Data excerpt:

────────────────

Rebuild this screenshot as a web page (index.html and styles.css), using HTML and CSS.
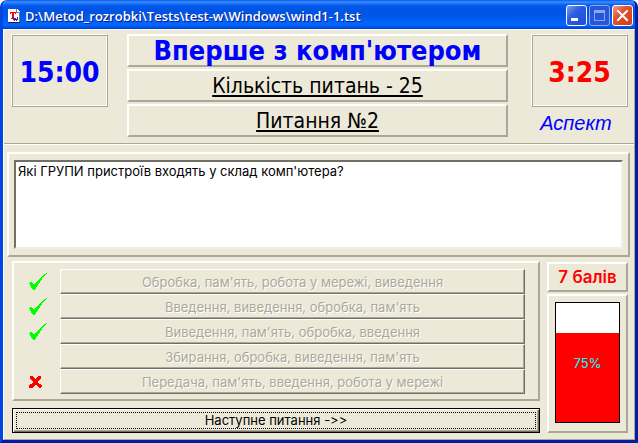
FILE: index.html
```html
<!DOCTYPE html>
<html lang="uk">
<head>
    <meta charset="UTF-8">
    <meta name="viewport" content="width=device-width, initial-scale=1.0">
    <title>Вперше з комп'ютером</title>
    <link rel="stylesheet" href="styles.css">
</head>
<body>
    <div class="window">
        <!-- Заголовок вікна -->
        <div class="title-bar">
            <svg class="app-icon" width="12" height="14" viewBox="0 0 12 14" shape-rendering="crispEdges">
                <path d="M0 0h9l3 3v11H0z" fill="#fff"/>
                <path d="M9 0v3h3v10h-1V4H8V0z" fill="#777"/>
                <path d="M0 13h12v1H0z" fill="#222"/>
                <path d="M2 3h6v2H7V4H6v5h1v1H3V9h1V4H3v1H2z" fill="#f00"/>
                <path d="M5 8h1v2h1V9h1v1h1V8h1v3H9v1H8v-1H7v1H6v-1H5z" fill="#22c"/>
            </svg>
            <span class="title-text">D:\Metod_rozrobki\Tests\test-w\Windows\wind1-1.tst</span>
            <div class="title-buttons">
                <button class="title-btn" type="button" aria-label="Згорнути">
                    <svg width="19" height="19" viewBox="0 0 19 19"><path d="M4 12h7v3H4z" fill="#fff"/></svg>
                </button>
                <button class="title-btn maximize" type="button" aria-label="Розгорнути" disabled>
                    <svg width="19" height="19" viewBox="0 0 19 19"><path d="M4 4h11v11H4zM5 7v7h9V7z" fill="#8ea4ee" fill-rule="evenodd"/></svg>
                </button>
                <button class="title-btn close" type="button" aria-label="Закрити">
                    <svg width="19" height="19" viewBox="0 0 19 19"><path d="M5 5l9 9M14 5l-9 9" stroke="#fff" stroke-width="2" stroke-linecap="square"/></svg>
                </button>
            </div>
        </div>

        <div class="client">
            <!-- Таймери та назва тесту -->
            <div class="header">
                <div class="clock total">15:00</div>
                <div class="info">
                    <h1 class="panel info-title">Вперше з комп'ютером</h1>
                    <p class="panel info-row">Кількість питань - 25</p>
                    <p class="panel info-row">Питання №2</p>
                </div>
                <div class="right-col">
                    <div class="clock left-time">3:25</div>
                    <div class="brand">Аспект</div>
                </div>
            </div>

            <!-- Питання -->
            <div class="panel question-panel">
                <textarea class="question" aria-label="Питання" readonly>Які ГРУПИ пристроїв входять у склад комп'ютера?</textarea>
            </div>

            <div class="bottom">
                <div class="answers-col">
                    <!-- Варіанти відповідей -->
                    <div class="panel answers">
                        <div class="answer">
                            <span class="mark"><svg width="18" height="17" viewBox="0 0 18 17" shape-rendering="crispEdges"><path d="M0 10h1V9h2v1h1v1h2v-1h1V9h1V8h1V7h1V6h1V5h1V4h1V3h1V2h1V1h2V0h1v1h-1v1h-1v1h-1v1h-1v1h-1v2h-1v1h-1v2h-1v1H9v2H8v1H7v2H6v1H4v-1H3v-1H2v-2H1v-2H0z" fill="#0f0"/></svg></span>
                            <button class="answer-btn" type="button" disabled>Обробка, пам'ять, робота у мережі, виведення</button>
                        </div>
                        <div class="answer">
                            <span class="mark"><svg width="18" height="17" viewBox="0 0 18 17" shape-rendering="crispEdges"><path d="M0 10h1V9h2v1h1v1h2v-1h1V9h1V8h1V7h1V6h1V5h1V4h1V3h1V2h1V1h2V0h1v1h-1v1h-1v1h-1v1h-1v1h-1v2h-1v1h-1v2h-1v1H9v2H8v1H7v2H6v1H4v-1H3v-1H2v-2H1v-2H0z" fill="#0f0"/></svg></span>
                            <button class="answer-btn" type="button" disabled>Введення, виведення, обробка, пам'ять</button>
                        </div>
                        <div class="answer">
                            <span class="mark"><svg width="18" height="17" viewBox="0 0 18 17" shape-rendering="crispEdges"><path d="M0 10h1V9h2v1h1v1h2v-1h1V9h1V8h1V7h1V6h1V5h1V4h1V3h1V2h1V1h2V0h1v1h-1v1h-1v1h-1v1h-1v1h-1v2h-1v1h-1v2h-1v1H9v2H8v1H7v2H6v1H4v-1H3v-1H2v-2H1v-2H0z" fill="#0f0"/></svg></span>
                            <button class="answer-btn" type="button" disabled>Виведення, пам'ять, обробка, введення</button>
                        </div>
                        <div class="answer">
                            <span class="mark"></span>
                            <button class="answer-btn" type="button" disabled>Збирання, обробка, виведення, пам'ять</button>
                        </div>
                        <div class="answer">
                            <span class="mark"><svg width="13" height="12" viewBox="0 0 13 12" shape-rendering="crispEdges"><path d="M1 0h3v1h1v1h1v1h1V2h1V1h1V0h3v3h-1v1h-1v1H9v2h1v1h2v1h1v2h-1v1h-2v-1H9v-1H8V9H6v1H5v1H4v1H0V9h1V8h2V7h1V5H3V4H2V3H1z" fill="#f00"/></svg></span>
                            <button class="answer-btn" type="button" disabled>Передача, пам'ять, введення, робота у мережі</button>
                        </div>
                    </div>
                    <button class="next-btn" type="button"><span class="focus">Наступне питання -&gt;&gt;</span></button>
                </div>

                <!-- Оцінка -->
                <div class="score-col">
                    <div class="panel score">7 балів</div>
                    <div class="panel gauge-panel">
                        <div class="gauge">
                            <div class="gauge-fill" style="height: 75%"></div>
                            <span class="gauge-text">75%</span>
                        </div>
                    </div>
                </div>
            </div>
        </div>
    </div>
</body>
</html>
```
FILE: styles.css
```css
* {
    box-sizing: border-box;
}

body {
    margin: 0;
    font-family: Inter, "Liberation Sans", sans-serif;
    font-size: 13px;
    font-variant-ligatures: none;
    color: #000;
    background: #fff;
}

button, textarea {
    font: inherit;
    font-variant-ligatures: none;
    margin: 0;
}

.window {
    display: flex;
    flex-direction: column;
    min-height: 100vh;
    border: solid;
    border-width: 0 3px 3px;
    border-color: #0046e0 #001ea0 #001ea0 #0046e0;
    border-radius: 7px 7px 0 0;
    background: #ece9d8;
    overflow: hidden;
}

/* title bar */
.title-bar {
    display: flex;
    align-items: center;
    gap: 5px;
    height: 29px;
    margin: 0 -3px;
    padding: 2px 5px 0 8px;
    background: linear-gradient(to bottom, #0a5ae8 0, #3a8cff 2px, #0560f0 5px, #0054e3 9px, #0055e5 15px, #0266ff 24px, #0062f8 26px, #003dd0 29px);
}

.title-text {
    flex: 1;
    font-family: "Open Sans", sans-serif;
    font-size: 13px;
    font-weight: 600;
    white-space: nowrap;
    color: #fff;
    text-shadow: 1px 1px #0a1883;
}

.title-buttons {
    display: flex;
    gap: 2px;
}

.title-btn {
    width: 21px;
    height: 21px;
    padding: 0;
    border: 1px solid #fff;
    border-radius: 3px;
    background: linear-gradient(135deg, #7b9ff0, #2a5be0 40%, #1c4fd8);
}

.title-btn svg {
    display: block;
}

.title-btn.maximize {
    border-color: #8ea4ee;
    background: #2558d8;
}

.title-btn.close {
    background: linear-gradient(135deg, #f0a08a, #e2502c 40%, #d0401c);
}

.client {
    display: flex;
    flex: 1;
    flex-direction: column;
    border: 1px solid;
    border-color: #fff #aca899 #aca899 #fff;
}

.panel {
    margin: 0;
    border: 2px solid;
    border-color: #fff #aca899 #aca899 #fff;
}

/* header */
.header {
    display: flex;
    padding: 4px 6px 6px 7px;
    border-bottom: 1px solid #aca899;
    box-shadow: 0 1px #fff;
}

.clock {
    display: flex;
    align-items: center;
    justify-content: center;
    width: 97px;
    height: 73px;
    padding-top: 3px;
    border: 1px solid;
    border-color: #fff #aca899 #aca899 #fff;
    box-shadow: inset 1px 1px #aca899, inset -1px -1px #fff;
    font-family: "DejaVu Sans Condensed", "DejaVu Sans", sans-serif;
    font-size: 28px;
    font-weight: bold;
}

.total {
    color: #00f;
}

.left-time {
    color: #f00;
}

.info {
    display: flex;
    flex: 1;
    flex-direction: column;
    gap: 2px;
    margin: 0 23px 0 19px;
    font-family: "DejaVu Sans Condensed", "DejaVu Sans", sans-serif;
    text-align: center;
}

.info-title {
    padding-top: 1px;
    font-size: 27px;
    line-height: 28px;
    color: #00f;
}

.info-row {
    padding-top: 1px;
    font-size: 21px;
    line-height: 28px;
    text-decoration: underline;
}

.brand {
    margin-top: 4px;
    padding-right: 7px;
    font-family: "Liberation Sans", sans-serif;
    font-size: 20px;
    font-style: italic;
    line-height: 24px;
    text-align: center;
    color: #00f;
}

/* question */
.question-panel {
    display: flex;
    flex: 1;
    margin: 8px 4px 4px 3px;
    padding: 6px 5px;
}

.question {
    flex: 1;
    min-height: 60px;
    padding: 0 2px;
    border: 2px solid;
    border-color: #716f64 #f1efe2 #f1efe2 #716f64;
    outline: none;
    background: #fff;
    color: #000;
    line-height: 18px;
    resize: none;
}

/* answers */
.bottom {
    display: flex;
    gap: 7px;
    padding: 0 6px 6px 8px;
}

.answers-col {
    display: flex;
    flex: 1;
    flex-direction: column;
    gap: 7px;
}

.answers {
    padding: 6px 13px 5px 1px;
}

.answer {
    display: flex;
    height: 25px;
}

.mark {
    display: flex;
    align-items: center;
    width: 45px;
    padding-left: 14px;
}

.answer-btn {
    flex: 1;
    padding: 0;
    border: 1px solid;
    border-color: #fff #716f64 #716f64 #fff;
    background: #ece9d8;
    box-shadow: inset -1px -1px #aca899;
    color: #aca899;
    text-shadow: 1px 1px #fff;
}

.next-btn {
    display: flex;
    height: 25px;
    padding: 2px;
    border: 1px solid #000;
    background: #ece9d8;
    box-shadow: inset 1px 1px #fff, inset -1px -1px #716f64, inset -2px -2px #aca899;
    color: #000;
}

.focus {
    flex: 1;
    margin: 1px;
    border: 1px dotted #000;
    line-height: 15px;
}

/* score */
.score-col {
    display: flex;
    flex-direction: column;
    gap: 2px;
    width: 81px;
    margin-top: 1px;
}

.score {
    padding-top: 1px;
    font-size: 17px;
    font-weight: 600;
    line-height: 25px;
    text-align: center;
    color: #f00;
}

.gauge-panel {
    display: flex;
    flex: 1;
    padding: 6px 6px 8px;
}

.gauge {
    display: grid;
    flex: 1;
    border: 1px solid #000;
    background: #fff;
}

.gauge-fill {
    grid-area: 1 / 1;
    align-self: end;
    background: #f00;
}

.gauge-text {
    grid-area: 1 / 1;
    place-self: center;
    color: #0ff;
}
```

────────────────

Exercise prompt: What is the number of lines in the data that hold the string "index"? Answer with the number only.

Response: 2